▼▼▼

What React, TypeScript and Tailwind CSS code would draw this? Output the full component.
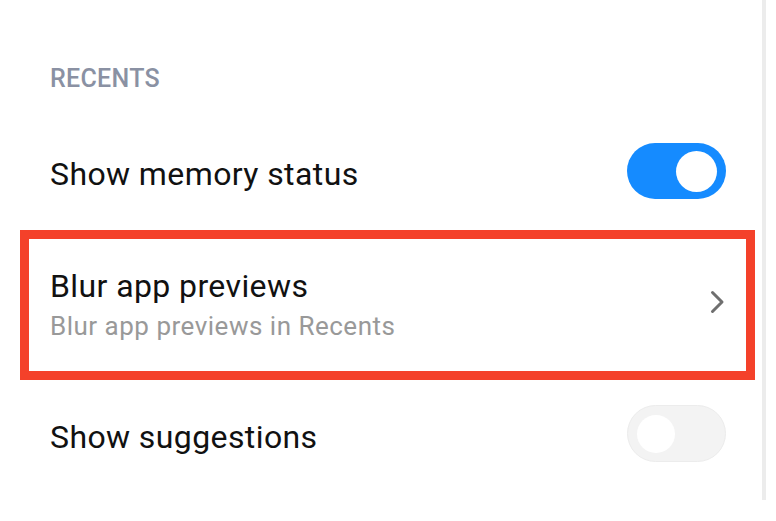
import React from 'react';

const font = { fontFamily: 'Roboto, "Noto Sans", Arial, sans-serif' };

// Toggle in the miui style: big pill, white knob
const Toggle = ({ on }: { on: boolean }) =>
  on ? (
    <div className="w-[99px] h-[56px] rounded-full bg-[#158bff] flex items-center justify-end pr-[9px] shrink-0">
      <div className="w-[41px] h-[41px] rounded-full bg-white" />
    </div>
  ) : (
    <div className="w-[99px] h-[57px] rounded-full bg-[#f3f3f3] border border-[#ececec] flex items-center pl-[9px] shrink-0">
      <div className="w-[38px] h-[38px] rounded-full bg-white" />
    </div>
  );

export default function App() {
  return (
    <div className="w-[776px] h-[521px] bg-white flex overflow-hidden" style={font}>
      <div className="ml-[20px] w-[735px] flex flex-col pt-[64px]">
        {/* section header */}
        <div className="pl-[30px] h-[30px] text-[25px] leading-[30px] font-medium tracking-[0.3px] text-[#8a91a3]">RECENTS</div>

        {/* Show memory status */}
        <div className="flex items-center justify-between pl-[30px] pr-[29px] pt-[49px] pb-[31px]">
          <span className="mt-[5px] text-[32px] leading-[36px] tracking-[0.4px] text-[#111111]">Show memory status</span>
          <Toggle on />
        </div>

        {/* highlighted row */}
        <div className="border-[9px] border-[#f4412a] flex items-center justify-between pl-[21px] pr-[21px] pt-[29px] pb-[30px]">
          <div className="flex flex-col">
            <span className="text-[32px] leading-[36px] tracking-[0.4px] text-[#111111]">Blur app previews</span>
            <span className="mt-[7px] text-[26px] leading-[30px] tracking-[0.5px] text-[#999999]">Blur app previews in Recents</span>
          </div>
          <svg width="15" height="24" viewBox="0 0 15 24" className="-mt-[6px] shrink-0">
            <path d="M2.5 2.5 L12 12 L2.5 21.5" fill="none" stroke="#6f6f6f" strokeWidth="3" strokeLinecap="round" strokeLinejoin="round" />
          </svg>
        </div>

        {/* Show suggestions */}
        <div className="flex items-center justify-between pl-[30px] pr-[29px] pt-[25px]">
          <span className="mt-[6px] text-[32px] leading-[36px] tracking-[0.4px] text-[#111111]">Show suggestions</span>
          <Toggle on={false} />
        </div>
      </div>

      {/* scroll strip */}
      <div className="ml-[7px] w-[4px] h-[500px] bg-[#ececec]" />
    </div>
  );
}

▲▲▲

§ Written exercise
Repeat the material above word for word, please, apart from its images.

§ Written solution
What React, TypeScript and Tailwind CSS code would draw this? Output the full component.
import React from 'react';

const font = { fontFamily: 'Roboto, "Noto Sans", Arial, sans-serif' };

// Toggle in the miui style: big pill, white knob
const Toggle = ({ on }: { on: boolean }) =>
  on ? (
    <div className="w-[99px] h-[56px] rounded-full bg-[#158bff] flex items-center justify-end pr-[9px] shrink-0">
      <div className="w-[41px] h-[41px] rounded-full bg-white" />
    </div>
  ) : (
    <div className="w-[99px] h-[57px] rounded-full bg-[#f3f3f3] border border-[#ececec] flex items-center pl-[9px] shrink-0">
      <div className="w-[38px] h-[38px] rounded-full bg-white" />
    </div>
  );

export default function App() {
  return (
    <div className="w-[776px] h-[521px] bg-white flex overflow-hidden" style={font}>
      <div className="ml-[20px] w-[735px] flex flex-col pt-[64px]">
        {/* section header */}
        <div className="pl-[30px] h-[30px] text-[25px] leading-[30px] font-medium tracking-[0.3px] text-[#8a91a3]">RECENTS</div>

        {/* Show memory status */}
        <div className="flex items-center justify-between pl-[30px] pr-[29px] pt-[49px] pb-[31px]">
          <span className="mt-[5px] text-[32px] leading-[36px] tracking-[0.4px] text-[#111111]">Show memory status</span>
          <Toggle on />
        </div>

        {/* highlighted row */}
        <div className="border-[9px] border-[#f4412a] flex items-center justify-between pl-[21px] pr-[21px] pt-[29px] pb-[30px]">
          <div className="flex flex-col">
            <span className="text-[32px] leading-[36px] tracking-[0.4px] text-[#111111]">Blur app previews</span>
            <span className="mt-[7px] text-[26px] leading-[30px] tracking-[0.5px] text-[#999999]">Blur app previews in Recents</span>
          </div>
          <svg width="15" height="24" viewBox="0 0 15 24" className="-mt-[6px] shrink-0">
            <path d="M2.5 2.5 L12 12 L2.5 21.5" fill="none" stroke="#6f6f6f" strokeWidth="3" strokeLinecap="round" strokeLinejoin="round" />
          </svg>
        </div>

        {/* Show suggestions */}
        <div className="flex items-center justify-between pl-[30px] pr-[29px] pt-[25px]">
          <span className="mt-[6px] text-[32px] leading-[36px] tracking-[0.4px] text-[#111111]">Show suggestions</span>
          <Toggle on={false} />
        </div>
      </div>

      {/* scroll strip */}
      <div className="ml-[7px] w-[4px] h-[500px] bg-[#ececec]" />
    </div>
  );
}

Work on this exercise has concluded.